Set down each record exactly as written.

- - -

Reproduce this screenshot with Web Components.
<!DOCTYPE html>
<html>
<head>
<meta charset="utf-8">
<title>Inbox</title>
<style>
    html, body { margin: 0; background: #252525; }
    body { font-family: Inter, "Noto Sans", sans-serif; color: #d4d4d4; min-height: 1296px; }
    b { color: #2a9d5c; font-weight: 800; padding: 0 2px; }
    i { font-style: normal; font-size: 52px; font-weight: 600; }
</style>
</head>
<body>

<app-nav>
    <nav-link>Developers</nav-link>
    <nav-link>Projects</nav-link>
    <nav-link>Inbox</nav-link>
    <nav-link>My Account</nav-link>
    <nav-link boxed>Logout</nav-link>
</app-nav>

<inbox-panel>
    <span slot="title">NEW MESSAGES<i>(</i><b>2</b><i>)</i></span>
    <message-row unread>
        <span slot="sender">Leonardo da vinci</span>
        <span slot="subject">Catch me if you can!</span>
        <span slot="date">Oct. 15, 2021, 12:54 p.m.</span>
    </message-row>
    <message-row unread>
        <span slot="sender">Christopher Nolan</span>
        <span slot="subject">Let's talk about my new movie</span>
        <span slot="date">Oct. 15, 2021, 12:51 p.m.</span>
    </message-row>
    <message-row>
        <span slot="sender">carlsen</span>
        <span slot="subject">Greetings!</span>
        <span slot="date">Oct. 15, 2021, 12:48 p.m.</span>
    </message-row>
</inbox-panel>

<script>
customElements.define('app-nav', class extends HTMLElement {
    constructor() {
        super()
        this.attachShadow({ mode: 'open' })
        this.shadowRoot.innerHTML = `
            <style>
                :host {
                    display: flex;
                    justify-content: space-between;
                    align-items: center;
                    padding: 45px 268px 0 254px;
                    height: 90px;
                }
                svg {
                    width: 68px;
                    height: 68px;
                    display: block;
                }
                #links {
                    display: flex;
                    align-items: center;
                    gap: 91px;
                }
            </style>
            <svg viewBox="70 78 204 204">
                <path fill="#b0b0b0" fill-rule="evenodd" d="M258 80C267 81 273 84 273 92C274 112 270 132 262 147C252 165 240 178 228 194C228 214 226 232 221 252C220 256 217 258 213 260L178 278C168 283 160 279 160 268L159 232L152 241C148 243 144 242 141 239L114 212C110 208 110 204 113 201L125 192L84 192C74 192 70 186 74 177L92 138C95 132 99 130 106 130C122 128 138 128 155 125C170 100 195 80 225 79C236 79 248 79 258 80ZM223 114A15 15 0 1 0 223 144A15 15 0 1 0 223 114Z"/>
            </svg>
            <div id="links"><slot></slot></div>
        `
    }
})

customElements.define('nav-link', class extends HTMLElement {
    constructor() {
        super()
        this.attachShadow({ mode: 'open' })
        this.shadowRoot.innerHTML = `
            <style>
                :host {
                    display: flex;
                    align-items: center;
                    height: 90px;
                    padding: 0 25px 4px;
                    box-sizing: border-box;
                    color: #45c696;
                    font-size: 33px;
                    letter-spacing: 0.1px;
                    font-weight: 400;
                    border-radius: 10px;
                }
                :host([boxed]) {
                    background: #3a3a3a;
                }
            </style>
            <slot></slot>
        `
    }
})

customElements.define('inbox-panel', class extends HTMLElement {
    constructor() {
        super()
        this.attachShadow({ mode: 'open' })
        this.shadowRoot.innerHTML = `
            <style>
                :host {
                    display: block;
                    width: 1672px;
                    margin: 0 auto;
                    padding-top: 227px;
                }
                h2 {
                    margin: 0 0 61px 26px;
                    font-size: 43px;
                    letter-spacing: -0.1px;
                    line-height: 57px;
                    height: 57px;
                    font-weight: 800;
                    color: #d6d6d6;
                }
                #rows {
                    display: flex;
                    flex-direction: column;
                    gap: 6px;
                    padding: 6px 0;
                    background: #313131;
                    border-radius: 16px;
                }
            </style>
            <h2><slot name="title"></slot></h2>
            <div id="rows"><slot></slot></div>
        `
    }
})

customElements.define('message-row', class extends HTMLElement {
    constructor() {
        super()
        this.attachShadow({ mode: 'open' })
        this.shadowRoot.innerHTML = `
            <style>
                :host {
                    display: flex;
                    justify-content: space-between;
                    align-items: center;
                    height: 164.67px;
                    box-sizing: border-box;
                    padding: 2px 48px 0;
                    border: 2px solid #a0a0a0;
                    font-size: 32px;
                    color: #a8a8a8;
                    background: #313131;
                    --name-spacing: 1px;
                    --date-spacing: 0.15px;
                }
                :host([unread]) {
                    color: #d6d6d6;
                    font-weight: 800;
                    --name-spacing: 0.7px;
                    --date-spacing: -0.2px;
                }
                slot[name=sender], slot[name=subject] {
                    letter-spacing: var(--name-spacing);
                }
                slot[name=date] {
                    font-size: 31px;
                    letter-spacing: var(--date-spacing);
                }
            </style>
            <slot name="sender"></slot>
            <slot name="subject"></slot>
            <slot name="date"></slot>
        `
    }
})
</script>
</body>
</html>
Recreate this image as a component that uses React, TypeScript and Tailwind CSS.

- - -

▶ **Answer to the problem**
Reproduce this screenshot with Web Components.
<!DOCTYPE html>
<html>
<head>
<meta charset="utf-8">
<title>Inbox</title>
<style>
    html, body { margin: 0; background: #252525; }
    body { font-family: Inter, "Noto Sans", sans-serif; color: #d4d4d4; min-height: 1296px; }
    b { color: #2a9d5c; font-weight: 800; padding: 0 2px; }
    i { font-style: normal; font-size: 52px; font-weight: 600; }
</style>
</head>
<body>

<app-nav>
    <nav-link>Developers</nav-link>
    <nav-link>Projects</nav-link>
    <nav-link>Inbox</nav-link>
    <nav-link>My Account</nav-link>
    <nav-link boxed>Logout</nav-link>
</app-nav>

<inbox-panel>
    <span slot="title">NEW MESSAGES<i>(</i><b>2</b><i>)</i></span>
    <message-row unread>
        <span slot="sender">Leonardo da vinci</span>
        <span slot="subject">Catch me if you can!</span>
        <span slot="date">Oct. 15, 2021, 12:54 p.m.</span>
    </message-row>
    <message-row unread>
        <span slot="sender">Christopher Nolan</span>
        <span slot="subject">Let's talk about my new movie</span>
        <span slot="date">Oct. 15, 2021, 12:51 p.m.</span>
    </message-row>
    <message-row>
        <span slot="sender">carlsen</span>
        <span slot="subject">Greetings!</span>
        <span slot="date">Oct. 15, 2021, 12:48 p.m.</span>
    </message-row>
</inbox-panel>

<script>
customElements.define('app-nav', class extends HTMLElement {
    constructor() {
        super()
        this.attachShadow({ mode: 'open' })
        this.shadowRoot.innerHTML = `
            <style>
                :host {
                    display: flex;
                    justify-content: space-between;
                    align-items: center;
                    padding: 45px 268px 0 254px;
                    height: 90px;
                }
                svg {
                    width: 68px;
                    height: 68px;
                    display: block;
                }
                #links {
                    display: flex;
                    align-items: center;
                    gap: 91px;
                }
            </style>
            <svg viewBox="70 78 204 204">
                <path fill="#b0b0b0" fill-rule="evenodd" d="M258 80C267 81 273 84 273 92C274 112 270 132 262 147C252 165 240 178 228 194C228 214 226 232 221 252C220 256 217 258 213 260L178 278C168 283 160 279 160 268L159 232L152 241C148 243 144 242 141 239L114 212C110 208 110 204 113 201L125 192L84 192C74 192 70 186 74 177L92 138C95 132 99 130 106 130C122 128 138 128 155 125C170 100 195 80 225 79C236 79 248 79 258 80ZM223 114A15 15 0 1 0 223 144A15 15 0 1 0 223 114Z"/>
            </svg>
            <div id="links"><slot></slot></div>
        `
    }
})

customElements.define('nav-link', class extends HTMLElement {
    constructor() {
        super()
        this.attachShadow({ mode: 'open' })
        this.shadowRoot.innerHTML = `
            <style>
                :host {
                    display: flex;
                    align-items: center;
                    height: 90px;
                    padding: 0 25px 4px;
                    box-sizing: border-box;
                    color: #45c696;
                    font-size: 33px;
                    letter-spacing: 0.1px;
                    font-weight: 400;
                    border-radius: 10px;
                }
                :host([boxed]) {
                    background: #3a3a3a;
                }
            </style>
            <slot></slot>
        `
    }
})

customElements.define('inbox-panel', class extends HTMLElement {
    constructor() {
        super()
        this.attachShadow({ mode: 'open' })
        this.shadowRoot.innerHTML = `
            <style>
                :host {
                    display: block;
                    width: 1672px;
                    margin: 0 auto;
                    padding-top: 227px;
                }
                h2 {
                    margin: 0 0 61px 26px;
                    font-size: 43px;
                    letter-spacing: -0.1px;
                    line-height: 57px;
                    height: 57px;
                    font-weight: 800;
                    color: #d6d6d6;
                }
                #rows {
                    display: flex;
                    flex-direction: column;
                    gap: 6px;
                    padding: 6px 0;
                    background: #313131;
                    border-radius: 16px;
                }
            </style>
            <h2><slot name="title"></slot></h2>
            <div id="rows"><slot></slot></div>
        `
    }
})

customElements.define('message-row', class extends HTMLElement {
    constructor() {
        super()
        this.attachShadow({ mode: 'open' })
        this.shadowRoot.innerHTML = `
            <style>
                :host {
                    display: flex;
                    justify-content: space-between;
                    align-items: center;
                    height: 164.67px;
                    box-sizing: border-box;
                    padding: 2px 48px 0;
                    border: 2px solid #a0a0a0;
                    font-size: 32px;
                    color: #a8a8a8;
                    background: #313131;
                    --name-spacing: 1px;
                    --date-spacing: 0.15px;
                }
                :host([unread]) {
                    color: #d6d6d6;
                    font-weight: 800;
                    --name-spacing: 0.7px;
                    --date-spacing: -0.2px;
                }
                slot[name=sender], slot[name=subject] {
                    letter-spacing: var(--name-spacing);
                }
                slot[name=date] {
                    font-size: 31px;
                    letter-spacing: var(--date-spacing);
                }
            </style>
            <slot name="sender"></slot>
            <slot name="subject"></slot>
            <slot name="date"></slot>
        `
    }
})
</script>
</body>
</html>
Recreate this image as a component that uses React, TypeScript and Tailwind CSS.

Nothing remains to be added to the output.